Inequality

[Manifold]

Hi, I've just picked up the following problem and got stuck...although seems easy.

 

You have 100 positive real numbers. The product of each 11 of them (11 different) is greater than 1. Show that the product of all hundred numbers is greater than 1.

 

Please, give me a hint first.

Thanks

[timo]

If I understood you correctly, then the product of the 11 smallest numbers is >1.

[cosine]

If I understood you correctly, then the product of the 11 smallest numbers is >1.

 

Hm, yes, this is neccessary, given the hypothesis! Awesome observation!

 

Given that, I believe a proof could follow this way... I don't know if the original poster wanted to see one though, so I present a spoiler space:

 

[hide]Since any collection of 11 numbers is > 1, then let A = the product of the smallest 11 numbers. By hypothesis, A > 1. Let B = the product of all the other numbers of the collection. Then the question asks to proove if AB > 1. We know that A > 1. Since A is the smallest 11 members of the set, it follows that B > A, so B > 1. Thus, AB > 1.

 

This being what we wanted to proove.[/hide]

[shmoe]

[hide]Since A is the smallest 11 members of the set' date=' it follows that B > A...

[/hide']

 

This doesn't follow without more work:

 

[hide]Namely the product of the 11 smallest numbers in a set isn't necessarily less than the product of the rest of the numbers. Since you have 89>=11 other numbers, it will be sufficient to show that these are all greater than 1 (it would also be enough to show the 78 largest are >=1). This follows since at least one of the smallest 11 must be greater than 1, else we couldn't have A>1[/hide]

[cosine]

This doesn't follow without more work:

 

[hide]Namely the product of the 11 smallest numbers in a set isn't necessarily less than the product of the rest of the numbers. Since you have 89>=11 other numbers' date=' it will be sufficient to show that these are all greater than 1 (it would also be enough to show the 78 largest are >=1). This follows since at least one of the smallest 11 must be greater than 1, else we couldn't have A>1[/hide']

 

Thankyou for strengthening the rigor

[Manifold]

Well, I understood why we took the 11 smallest numbers, but I don't quite understood what is actually meant by this. The 11 smallest of what...of which sets/subsets?
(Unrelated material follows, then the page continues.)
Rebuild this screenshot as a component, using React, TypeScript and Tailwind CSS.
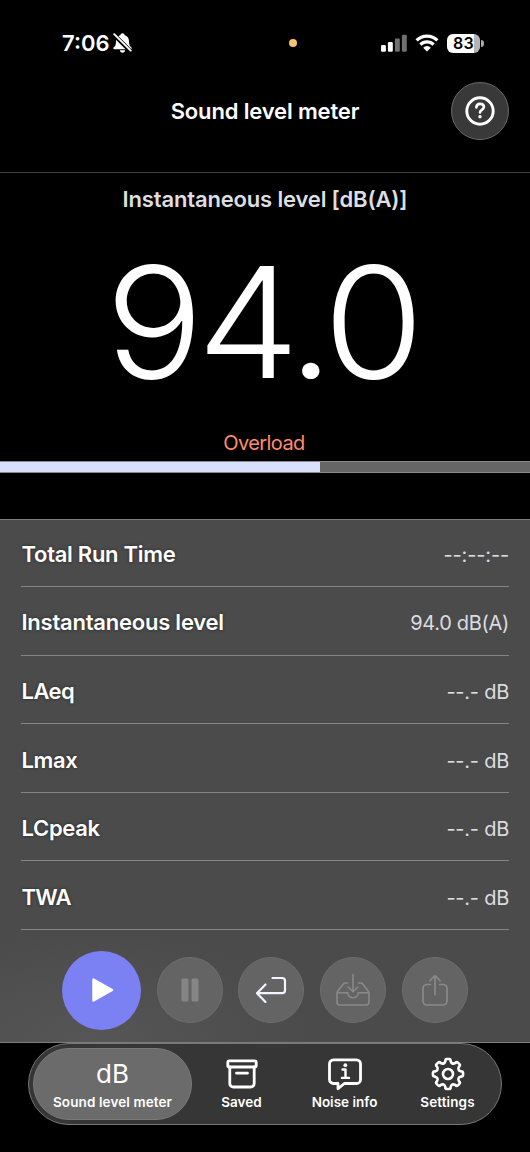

Or do you simply mean that in the product of 100 numbers one can pick 11 whose product is fewer than the the product of the rest?...which follows from: if ab>1 then either a>1 and b>1 or a>1 and b<1 or a<1 and b>1...? Aren't the expressions in terms of this and in terms of "smallest" self-excluding? (Although if so, this doesn't make the solution wrong!)

[timo]

Well, I understood why we took the 11 smallest numbers, but I don't quite understood what is actually meant by this. The 11 smallest of what...of which sets/subsets?

I don´t really understand your problem. You are given 100 positive real numbers and take the 11 smallest ones.

Or do you simply mean that in the product of 100 numbers one can pick 11 whose product is fewer than the the product of the rest?

No, I meant the set of 11 of those hundred numbers which gives the smallest product of all possible sets of 11 of those hundred numbers (because they are the smallest numbers).

...which follows from: if ab>1 then either a>1 and b>1 or a>1 and b<1 or a<1 and b>1...? Aren't the expressions in terms of this and in terms of "smallest" self-excluding? (Although if so, this doesn't make the solution wrong!)

Sorry, I didn´t understand that part at all.

[Manifold]

OK, forget the last thing you don't understand ...I now see myself that it's a bit of nonsense...

I got what you meant and have a clear picture of the matter now.

Thanks a lot!